En este mundo, nos sentimos doblegados al peso del dolor; hoy, mañana o después, él no dejará de visitarnos. El peso de los infortunios acompaña a la Humanidad desde todos los siglos. El hombre viene al mundo con un grito; un gemido de dolor es su último suspiro. De la cuna a la tumba, la senda de la vida está sembrada de espinas y bañada de lágrimas. ¡Cuántas ilusiones, cuántas amarguras, cuántos dolores pasamos en este mundo! El dolor es una ley semejante a la de la muerte; penetra en el tugurio del pobre como en el palacio del rico. En este mundo aún atrasado, donde venimos a progresar, el dolor parece ser el centinela asignado a despertarnos para la perfección. Max Nordau decía: “Id de ciudad en ciudad y llamad de puerta en puerta; preguntad si ahí se encuentra la felicidad, y todos os responderán: ¡No; ella está muy lejos de nosotros!” Pero si es verdad que el Señor permitió que los sufrimientos nos asaltasen, no es menos verdad  que también nos proporciona la Esperanza, con que aguardamos días mejores. “Bienaventurados los que sufren, porque ellos serán consolados.” La Esperanza, es la estrella que dirige nuestras más bellas aspiraciones; es la estrella que ilumina la noche tenebrosa de la vida, y nos hace vislumbrar la estancia de salvación. La vida en la Tierra es un camino que nos conduce a los parajes luminosos de la Vida Eterna; no es un descanso, sino una preparación para el reposo. Pablo, el Apóstol de los Gentiles, recordándonos en una de sus luminosas Epístolas la Vida Real, dice: “Día vendrá en que nos despojaremos de la vestimenta mortal para vestir la de la inmortalidad.” Atravesamos la existencia en la Tierra como el soldado atraviesa un campo de fuego y de sangre, y los bravos y los fuertes de espíritu clavan en las murallas su estandarte y levantan el grito de victoria. Esto es lo que nos enseña el Espiritismo con su consoladora Doctrina.

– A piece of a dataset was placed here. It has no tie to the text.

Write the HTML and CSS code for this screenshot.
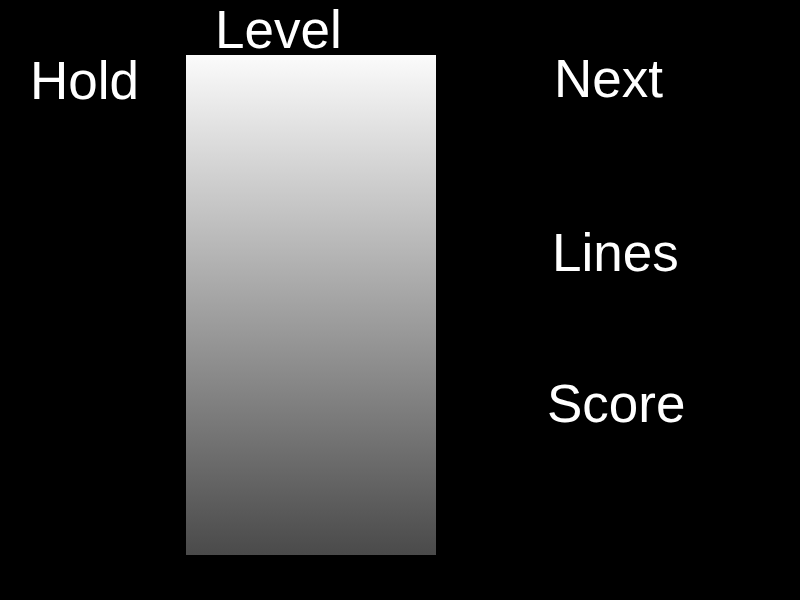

Lleno de compasión por el mundo, Cristo descendió de las alturas, se sienta en el monte, atrae hacia sí a multitudes de desventurados y comienza su monumental sermón con las consoladoras promesas: “Bienaventurados los pobres, los afligidos, los que lloran, porque de ellos es el Reino de los Cielos.” La “buena palabra”, la Esperanza, proporciona siempre resignación, coraje y fe a los desilusionados de las promesas del mundo. El hombre que confía y espera en Dios, ve en los sufrimientos el rescate de sus faltas, el medio de purificarse de la corrupción. Es necesario tener fe, es necesario tener Esperanza. Decid al moribundo que, en verdad, no morirá, y él, animado por vuestra palabra, enfrentará la muerte y no sufrirá su aguijón. La Esperanza es el consuelo de los afligidos, la compañera del exilado, la amiga de los desventurados, la mensajera de las promesas de Cristo. Pierda el hombre todo: bienes, fortuna, salud, seres queridos, amigos, pero si la Esperanza, Hija del Cielo, lo envuelve, él prosigue en su ascensión para el bien, para la vida, para la Inmortalidad. En lo alto del monte, lleno de tristeza por las desventuras humanas, el Señor enseñaba a la multitud los medios de conquistar, con el trabajo por el que pasaban, el Reino de los Cielos. Y a todos recomendaba resignación en la adversidad, mansedumbre en las luchas de la vida, misericordia en medio de la tiranía, y limpieza de corazón para que pudiesen ver a Dios. En esa auténtica oración, el Señor preveía que serían injuriados y perseguidos todos aquellos que, creyendo en su Palabra, encontrasen en ella el apoyo para sus dolores, el lenitivo para sus sufrimientos; mas recomienda, anticipadamente, que no nos encolericemos con el mal que nos hicieran, para que sea grande nuestra recompensa en los Cielos. Dijo más: que ejemplificásemos nuestra vida como los profetas que nos precedieron, porque, “bienaventurados han sido todos los que son perseguidos por causa de la justicia.”

Luchemos contra el dolor, aprovechando esa prueba que nos fue ofrecida, para la victoria del Espíritu, libre de los lazos terrenos. Empuñemos la espada de la Fe y el escudo de la Caridad, con todos sus atributos, y el Reino de Dios florecerá en nosotros, como rogamos diariamente en el Padre Nuestro, la oración que Jesús nos legó.